Later that year I remember watching a documentary on mobile cinemas in India called Mr. Battu's Bioscope (I'd rented it from Art & Trash: the video division of the used record store a few doors down. The independent video business didn't survive). Mr. Battu's lifelong dream was to bring Bollywood movies to a remote village in India, to bring the movies to people who had never seen movies. Mr. Battu and his assistant traveled there and set up a screen and projector. That night the villagers sat to watch the movie. As the film played its typical, mass-produced Bollywood fare, replete with suggestive dancing and music, they rose one after another and left. The next morning the leader of the village went up to Mr. Battu and said, "Thank you for coming, but please don't come again. We're very busy here." I suspect that the inhabitants of this remote village were not passive spectators.

The age of convergence has given us the tools and technology to be active participants in the creation and dissemination of content.

The Mr.
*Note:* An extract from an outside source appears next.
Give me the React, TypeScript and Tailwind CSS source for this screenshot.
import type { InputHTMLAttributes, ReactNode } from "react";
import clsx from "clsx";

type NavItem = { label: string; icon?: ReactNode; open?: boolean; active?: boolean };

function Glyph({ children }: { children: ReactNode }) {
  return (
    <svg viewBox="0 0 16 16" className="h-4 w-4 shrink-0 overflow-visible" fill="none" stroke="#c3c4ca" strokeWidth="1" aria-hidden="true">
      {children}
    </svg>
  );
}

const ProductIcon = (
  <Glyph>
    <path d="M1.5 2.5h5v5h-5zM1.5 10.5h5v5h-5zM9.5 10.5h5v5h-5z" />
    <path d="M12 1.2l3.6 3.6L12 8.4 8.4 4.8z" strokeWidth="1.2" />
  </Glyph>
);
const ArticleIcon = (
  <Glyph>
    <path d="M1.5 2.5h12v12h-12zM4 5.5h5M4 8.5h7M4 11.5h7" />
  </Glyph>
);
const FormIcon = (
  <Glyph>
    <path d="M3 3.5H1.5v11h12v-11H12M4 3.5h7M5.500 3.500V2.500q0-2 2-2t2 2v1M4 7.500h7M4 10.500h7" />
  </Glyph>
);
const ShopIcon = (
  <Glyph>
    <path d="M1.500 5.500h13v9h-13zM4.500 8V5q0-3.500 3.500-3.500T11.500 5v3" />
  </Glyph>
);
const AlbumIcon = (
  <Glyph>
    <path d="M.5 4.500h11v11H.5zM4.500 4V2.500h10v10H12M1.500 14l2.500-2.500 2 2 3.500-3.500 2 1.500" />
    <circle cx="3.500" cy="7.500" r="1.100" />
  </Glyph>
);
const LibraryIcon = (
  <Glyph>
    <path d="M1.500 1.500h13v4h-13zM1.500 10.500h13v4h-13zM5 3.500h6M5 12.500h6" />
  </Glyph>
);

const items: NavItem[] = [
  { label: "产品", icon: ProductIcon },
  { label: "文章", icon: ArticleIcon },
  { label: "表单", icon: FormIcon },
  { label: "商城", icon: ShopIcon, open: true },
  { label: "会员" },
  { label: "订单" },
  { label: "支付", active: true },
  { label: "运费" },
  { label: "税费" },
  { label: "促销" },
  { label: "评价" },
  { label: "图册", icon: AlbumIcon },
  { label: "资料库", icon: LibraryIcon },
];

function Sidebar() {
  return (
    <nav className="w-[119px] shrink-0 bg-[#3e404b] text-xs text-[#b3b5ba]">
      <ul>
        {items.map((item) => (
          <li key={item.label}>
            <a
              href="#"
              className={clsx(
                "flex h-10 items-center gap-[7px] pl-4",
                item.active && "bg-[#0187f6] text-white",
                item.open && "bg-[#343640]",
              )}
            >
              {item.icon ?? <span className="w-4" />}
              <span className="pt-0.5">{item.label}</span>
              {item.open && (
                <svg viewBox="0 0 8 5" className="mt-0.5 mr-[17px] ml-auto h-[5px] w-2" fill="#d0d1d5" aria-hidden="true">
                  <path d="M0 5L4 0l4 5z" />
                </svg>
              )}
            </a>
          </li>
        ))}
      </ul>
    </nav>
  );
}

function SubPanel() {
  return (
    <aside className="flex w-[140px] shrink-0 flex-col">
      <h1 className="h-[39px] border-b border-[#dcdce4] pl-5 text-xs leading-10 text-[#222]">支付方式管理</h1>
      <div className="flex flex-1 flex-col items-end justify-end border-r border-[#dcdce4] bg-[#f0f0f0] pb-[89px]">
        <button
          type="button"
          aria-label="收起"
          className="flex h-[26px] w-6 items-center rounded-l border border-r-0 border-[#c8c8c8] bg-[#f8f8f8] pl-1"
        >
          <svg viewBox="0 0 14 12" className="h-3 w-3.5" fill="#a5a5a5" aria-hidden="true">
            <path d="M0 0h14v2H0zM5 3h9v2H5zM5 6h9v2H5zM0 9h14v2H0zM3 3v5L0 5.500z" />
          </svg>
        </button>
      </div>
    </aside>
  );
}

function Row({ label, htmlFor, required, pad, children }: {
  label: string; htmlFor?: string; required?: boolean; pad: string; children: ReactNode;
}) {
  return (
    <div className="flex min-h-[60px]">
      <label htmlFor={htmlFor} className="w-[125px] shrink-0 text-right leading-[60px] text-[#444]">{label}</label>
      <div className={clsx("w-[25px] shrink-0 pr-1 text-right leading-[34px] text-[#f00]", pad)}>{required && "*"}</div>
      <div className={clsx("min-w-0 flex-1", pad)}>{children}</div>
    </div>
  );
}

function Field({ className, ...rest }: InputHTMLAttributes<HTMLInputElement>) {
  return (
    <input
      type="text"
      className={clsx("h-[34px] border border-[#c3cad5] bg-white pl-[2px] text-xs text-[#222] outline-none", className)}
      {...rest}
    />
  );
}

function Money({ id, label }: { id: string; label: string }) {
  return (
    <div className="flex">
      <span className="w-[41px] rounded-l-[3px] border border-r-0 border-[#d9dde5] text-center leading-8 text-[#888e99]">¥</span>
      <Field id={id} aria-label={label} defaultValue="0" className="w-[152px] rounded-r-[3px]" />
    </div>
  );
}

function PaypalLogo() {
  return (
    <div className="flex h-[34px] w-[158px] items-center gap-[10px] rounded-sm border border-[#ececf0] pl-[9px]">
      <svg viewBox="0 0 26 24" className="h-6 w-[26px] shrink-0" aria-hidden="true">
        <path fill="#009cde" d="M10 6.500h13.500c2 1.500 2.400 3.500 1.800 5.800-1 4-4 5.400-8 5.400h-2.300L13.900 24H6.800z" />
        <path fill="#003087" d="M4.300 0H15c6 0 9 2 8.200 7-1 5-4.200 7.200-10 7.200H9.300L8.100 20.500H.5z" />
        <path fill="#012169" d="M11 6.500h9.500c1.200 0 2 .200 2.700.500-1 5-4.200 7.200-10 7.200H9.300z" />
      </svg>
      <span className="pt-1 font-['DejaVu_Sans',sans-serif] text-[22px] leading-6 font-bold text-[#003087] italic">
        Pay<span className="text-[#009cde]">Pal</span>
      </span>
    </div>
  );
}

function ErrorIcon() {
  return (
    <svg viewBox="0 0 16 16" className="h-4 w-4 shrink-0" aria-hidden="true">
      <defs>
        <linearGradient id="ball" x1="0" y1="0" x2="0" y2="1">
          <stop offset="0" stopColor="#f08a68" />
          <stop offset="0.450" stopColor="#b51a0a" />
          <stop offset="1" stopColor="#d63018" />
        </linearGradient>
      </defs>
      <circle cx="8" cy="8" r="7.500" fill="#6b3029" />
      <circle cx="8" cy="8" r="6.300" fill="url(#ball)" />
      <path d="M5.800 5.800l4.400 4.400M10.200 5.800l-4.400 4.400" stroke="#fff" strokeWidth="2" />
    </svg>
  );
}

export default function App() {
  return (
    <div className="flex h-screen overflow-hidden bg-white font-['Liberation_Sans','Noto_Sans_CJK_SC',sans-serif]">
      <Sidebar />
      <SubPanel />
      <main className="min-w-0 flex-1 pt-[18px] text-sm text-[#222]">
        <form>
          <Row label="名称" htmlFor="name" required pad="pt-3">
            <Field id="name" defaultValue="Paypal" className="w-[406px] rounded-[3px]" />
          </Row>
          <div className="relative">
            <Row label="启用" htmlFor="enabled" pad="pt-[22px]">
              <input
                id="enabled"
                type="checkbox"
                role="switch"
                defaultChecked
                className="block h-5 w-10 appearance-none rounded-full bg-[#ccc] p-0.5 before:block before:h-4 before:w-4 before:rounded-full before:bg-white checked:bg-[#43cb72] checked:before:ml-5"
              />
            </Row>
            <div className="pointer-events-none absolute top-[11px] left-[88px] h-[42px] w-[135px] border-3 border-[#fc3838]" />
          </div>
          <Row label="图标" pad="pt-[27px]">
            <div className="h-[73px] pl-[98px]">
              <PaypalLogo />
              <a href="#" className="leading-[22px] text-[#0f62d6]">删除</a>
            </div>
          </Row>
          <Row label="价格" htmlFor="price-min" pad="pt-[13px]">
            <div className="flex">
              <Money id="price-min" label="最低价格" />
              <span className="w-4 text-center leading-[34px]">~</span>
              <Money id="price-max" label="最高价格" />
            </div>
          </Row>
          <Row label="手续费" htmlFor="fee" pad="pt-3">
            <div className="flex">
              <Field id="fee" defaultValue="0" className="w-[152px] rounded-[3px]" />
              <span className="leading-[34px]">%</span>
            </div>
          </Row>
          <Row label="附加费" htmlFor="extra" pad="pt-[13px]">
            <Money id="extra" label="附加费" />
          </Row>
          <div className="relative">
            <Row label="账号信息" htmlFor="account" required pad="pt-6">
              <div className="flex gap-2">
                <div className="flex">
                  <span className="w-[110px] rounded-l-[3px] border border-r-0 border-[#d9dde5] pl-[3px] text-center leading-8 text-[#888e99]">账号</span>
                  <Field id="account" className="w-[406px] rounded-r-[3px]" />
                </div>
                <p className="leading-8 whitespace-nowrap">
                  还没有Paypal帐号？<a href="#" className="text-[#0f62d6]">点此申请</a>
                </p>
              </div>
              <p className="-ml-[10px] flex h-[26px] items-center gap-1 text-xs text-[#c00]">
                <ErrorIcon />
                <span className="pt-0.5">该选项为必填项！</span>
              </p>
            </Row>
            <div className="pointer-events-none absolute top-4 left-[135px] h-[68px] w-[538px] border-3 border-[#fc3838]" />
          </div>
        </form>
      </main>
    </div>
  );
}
Battus of the world can no longer force us to watch what we don't want to watch. Art and Trash videos will not only survive in the virtual world of convergence, but thanks to inexpensive storage, high bandwidth and continuous improvement in streaming technology, they will be accessible to a wider audience, a participatory audience in a global village. The content is and will be available when we want it. My friends need not worry about their physical collections; they will be available en masse in the virtual world, a place that is neither passive nor obsolete. nth.